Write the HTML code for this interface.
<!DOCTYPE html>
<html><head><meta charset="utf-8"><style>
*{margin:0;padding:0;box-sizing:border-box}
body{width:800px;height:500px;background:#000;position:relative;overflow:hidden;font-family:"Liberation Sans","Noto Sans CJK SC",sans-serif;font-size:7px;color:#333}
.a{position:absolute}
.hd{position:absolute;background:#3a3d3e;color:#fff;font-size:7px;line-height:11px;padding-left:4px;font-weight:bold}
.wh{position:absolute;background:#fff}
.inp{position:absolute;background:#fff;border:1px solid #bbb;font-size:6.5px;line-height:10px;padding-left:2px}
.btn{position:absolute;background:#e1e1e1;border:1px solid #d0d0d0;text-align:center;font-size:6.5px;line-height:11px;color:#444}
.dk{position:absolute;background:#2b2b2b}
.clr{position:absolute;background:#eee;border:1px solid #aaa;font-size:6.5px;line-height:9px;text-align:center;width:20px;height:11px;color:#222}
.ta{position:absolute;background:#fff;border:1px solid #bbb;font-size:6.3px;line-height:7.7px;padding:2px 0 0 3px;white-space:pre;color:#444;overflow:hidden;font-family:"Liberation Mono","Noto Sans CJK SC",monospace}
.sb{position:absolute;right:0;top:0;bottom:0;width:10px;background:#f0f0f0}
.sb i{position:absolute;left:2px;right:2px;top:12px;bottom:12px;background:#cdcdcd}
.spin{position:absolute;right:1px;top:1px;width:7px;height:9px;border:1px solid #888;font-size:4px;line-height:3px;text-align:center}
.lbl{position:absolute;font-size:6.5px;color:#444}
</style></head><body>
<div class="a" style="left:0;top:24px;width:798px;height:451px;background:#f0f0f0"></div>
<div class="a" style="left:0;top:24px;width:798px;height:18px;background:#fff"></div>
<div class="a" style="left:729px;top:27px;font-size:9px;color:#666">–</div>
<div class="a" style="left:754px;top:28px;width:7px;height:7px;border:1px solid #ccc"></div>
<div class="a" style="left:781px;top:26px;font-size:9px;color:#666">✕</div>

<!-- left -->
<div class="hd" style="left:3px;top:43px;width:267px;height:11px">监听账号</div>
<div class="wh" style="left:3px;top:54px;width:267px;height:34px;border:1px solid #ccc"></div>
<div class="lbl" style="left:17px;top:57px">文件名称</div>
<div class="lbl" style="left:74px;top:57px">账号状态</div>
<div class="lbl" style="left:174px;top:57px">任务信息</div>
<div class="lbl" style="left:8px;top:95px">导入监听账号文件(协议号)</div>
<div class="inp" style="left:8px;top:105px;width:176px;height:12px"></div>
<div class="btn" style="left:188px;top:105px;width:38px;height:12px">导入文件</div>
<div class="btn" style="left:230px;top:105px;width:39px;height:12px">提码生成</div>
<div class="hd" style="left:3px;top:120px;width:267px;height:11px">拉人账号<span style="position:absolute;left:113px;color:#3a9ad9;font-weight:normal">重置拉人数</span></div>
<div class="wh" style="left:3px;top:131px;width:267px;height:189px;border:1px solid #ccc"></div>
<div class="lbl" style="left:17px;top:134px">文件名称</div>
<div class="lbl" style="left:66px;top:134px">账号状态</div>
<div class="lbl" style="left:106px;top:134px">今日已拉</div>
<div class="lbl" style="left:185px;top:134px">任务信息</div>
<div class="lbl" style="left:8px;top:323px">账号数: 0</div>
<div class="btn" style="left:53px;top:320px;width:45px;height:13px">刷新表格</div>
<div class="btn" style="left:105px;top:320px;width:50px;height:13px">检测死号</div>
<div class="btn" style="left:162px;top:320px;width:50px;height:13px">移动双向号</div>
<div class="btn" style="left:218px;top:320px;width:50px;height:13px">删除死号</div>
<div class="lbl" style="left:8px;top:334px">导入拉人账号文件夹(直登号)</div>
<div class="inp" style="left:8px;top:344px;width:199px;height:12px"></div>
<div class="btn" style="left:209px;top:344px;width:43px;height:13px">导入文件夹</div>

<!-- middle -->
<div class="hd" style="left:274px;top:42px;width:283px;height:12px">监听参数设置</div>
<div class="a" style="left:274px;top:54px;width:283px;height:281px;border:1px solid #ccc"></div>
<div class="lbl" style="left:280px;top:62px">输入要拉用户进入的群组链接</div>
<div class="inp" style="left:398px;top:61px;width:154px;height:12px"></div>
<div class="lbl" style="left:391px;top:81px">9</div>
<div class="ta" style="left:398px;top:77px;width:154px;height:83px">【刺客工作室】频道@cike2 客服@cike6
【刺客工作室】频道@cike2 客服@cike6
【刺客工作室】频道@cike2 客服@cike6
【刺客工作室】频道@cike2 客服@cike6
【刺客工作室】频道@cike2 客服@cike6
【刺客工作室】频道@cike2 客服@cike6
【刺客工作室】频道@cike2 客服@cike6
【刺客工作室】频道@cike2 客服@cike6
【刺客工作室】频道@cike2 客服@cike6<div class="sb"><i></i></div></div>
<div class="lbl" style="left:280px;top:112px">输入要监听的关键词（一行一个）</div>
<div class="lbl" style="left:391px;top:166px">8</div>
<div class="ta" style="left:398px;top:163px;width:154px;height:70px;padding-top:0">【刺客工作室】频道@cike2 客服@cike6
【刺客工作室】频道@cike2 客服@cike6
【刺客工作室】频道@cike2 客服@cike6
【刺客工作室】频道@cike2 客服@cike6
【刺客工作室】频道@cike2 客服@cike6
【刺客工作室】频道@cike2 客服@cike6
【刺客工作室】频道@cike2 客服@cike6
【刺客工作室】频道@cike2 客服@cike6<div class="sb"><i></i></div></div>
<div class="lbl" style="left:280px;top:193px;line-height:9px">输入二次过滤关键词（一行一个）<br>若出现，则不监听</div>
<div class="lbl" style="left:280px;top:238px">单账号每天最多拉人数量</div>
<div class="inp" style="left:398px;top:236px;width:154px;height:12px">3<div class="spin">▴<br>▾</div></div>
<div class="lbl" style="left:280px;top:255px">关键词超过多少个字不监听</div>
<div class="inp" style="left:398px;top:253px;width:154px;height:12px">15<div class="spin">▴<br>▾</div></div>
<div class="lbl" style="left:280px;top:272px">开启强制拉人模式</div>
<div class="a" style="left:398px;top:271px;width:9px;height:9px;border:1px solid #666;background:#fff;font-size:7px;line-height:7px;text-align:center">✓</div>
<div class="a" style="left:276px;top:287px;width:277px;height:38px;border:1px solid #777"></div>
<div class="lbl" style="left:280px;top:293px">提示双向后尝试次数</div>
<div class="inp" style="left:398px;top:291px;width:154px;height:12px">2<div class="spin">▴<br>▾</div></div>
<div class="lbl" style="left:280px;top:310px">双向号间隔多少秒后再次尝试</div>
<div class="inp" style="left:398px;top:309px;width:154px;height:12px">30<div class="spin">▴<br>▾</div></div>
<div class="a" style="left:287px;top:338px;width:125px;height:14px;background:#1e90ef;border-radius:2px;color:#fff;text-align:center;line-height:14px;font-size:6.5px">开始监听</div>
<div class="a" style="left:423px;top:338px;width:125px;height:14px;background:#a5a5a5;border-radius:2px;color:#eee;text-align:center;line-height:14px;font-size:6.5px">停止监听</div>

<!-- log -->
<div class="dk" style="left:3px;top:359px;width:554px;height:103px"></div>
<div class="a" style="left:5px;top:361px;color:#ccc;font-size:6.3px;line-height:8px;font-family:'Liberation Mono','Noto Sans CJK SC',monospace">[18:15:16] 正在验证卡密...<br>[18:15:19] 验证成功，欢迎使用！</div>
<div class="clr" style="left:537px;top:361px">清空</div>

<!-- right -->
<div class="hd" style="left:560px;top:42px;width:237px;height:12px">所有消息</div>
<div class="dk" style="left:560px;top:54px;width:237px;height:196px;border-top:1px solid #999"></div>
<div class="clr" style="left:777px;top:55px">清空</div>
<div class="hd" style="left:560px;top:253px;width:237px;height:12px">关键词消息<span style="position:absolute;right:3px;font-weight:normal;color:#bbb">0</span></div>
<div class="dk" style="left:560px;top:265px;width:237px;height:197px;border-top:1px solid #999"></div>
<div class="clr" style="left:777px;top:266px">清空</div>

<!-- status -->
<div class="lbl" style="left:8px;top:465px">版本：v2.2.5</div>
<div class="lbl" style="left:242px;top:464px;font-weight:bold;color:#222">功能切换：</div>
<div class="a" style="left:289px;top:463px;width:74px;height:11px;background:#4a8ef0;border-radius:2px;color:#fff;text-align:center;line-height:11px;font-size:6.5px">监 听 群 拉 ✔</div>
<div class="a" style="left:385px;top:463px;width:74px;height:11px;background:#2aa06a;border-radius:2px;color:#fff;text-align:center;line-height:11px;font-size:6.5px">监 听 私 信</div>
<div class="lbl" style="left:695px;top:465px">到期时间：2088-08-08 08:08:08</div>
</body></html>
==
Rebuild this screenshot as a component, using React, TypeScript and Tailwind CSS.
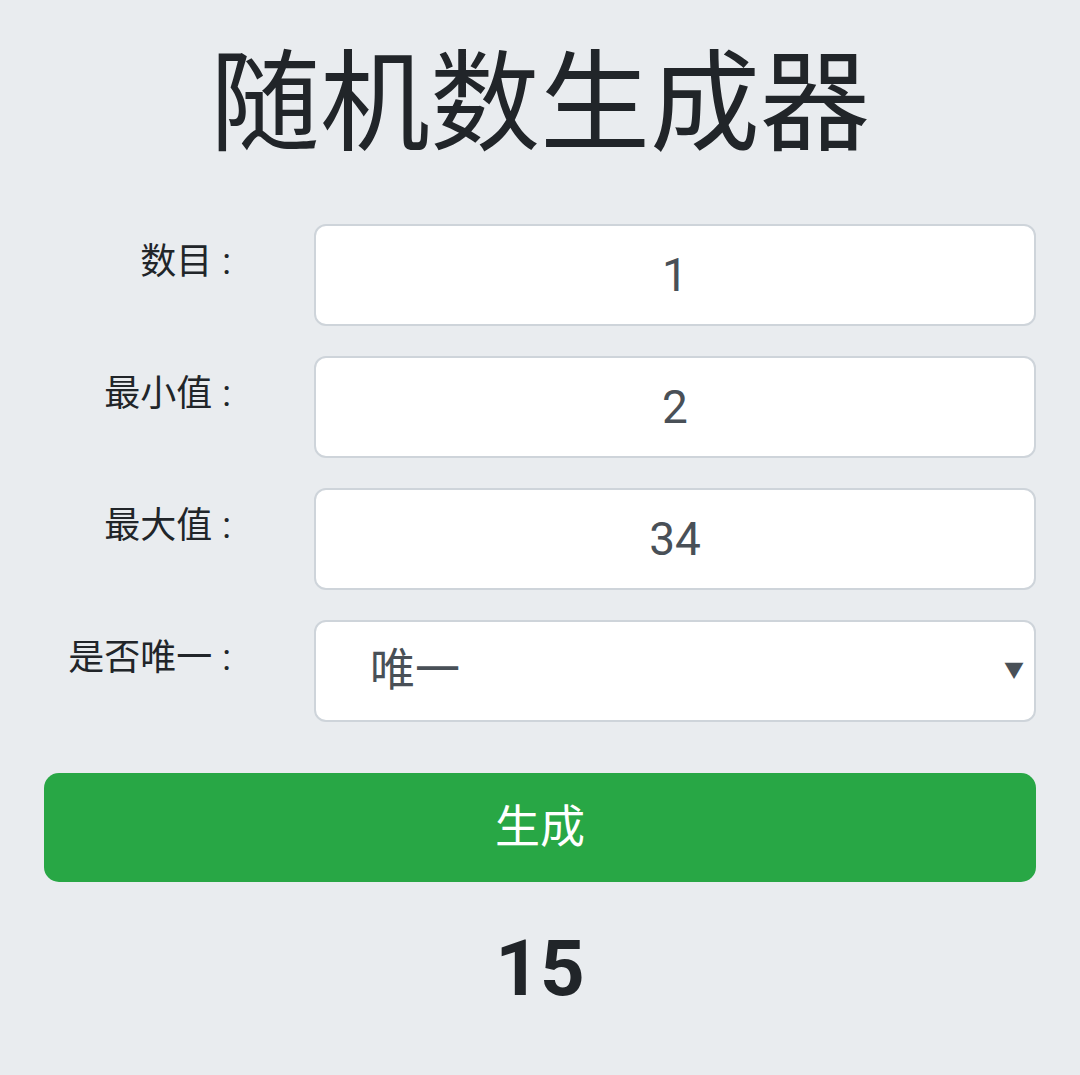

→ **PROBLEM STATEMENT**
Where a line holds the string "this", copy that line.

→ **PROBLEM SOLUTION**
Write the HTML code for this interface.
Rebuild this screenshot as a component, using React, TypeScript and Tailwind CSS.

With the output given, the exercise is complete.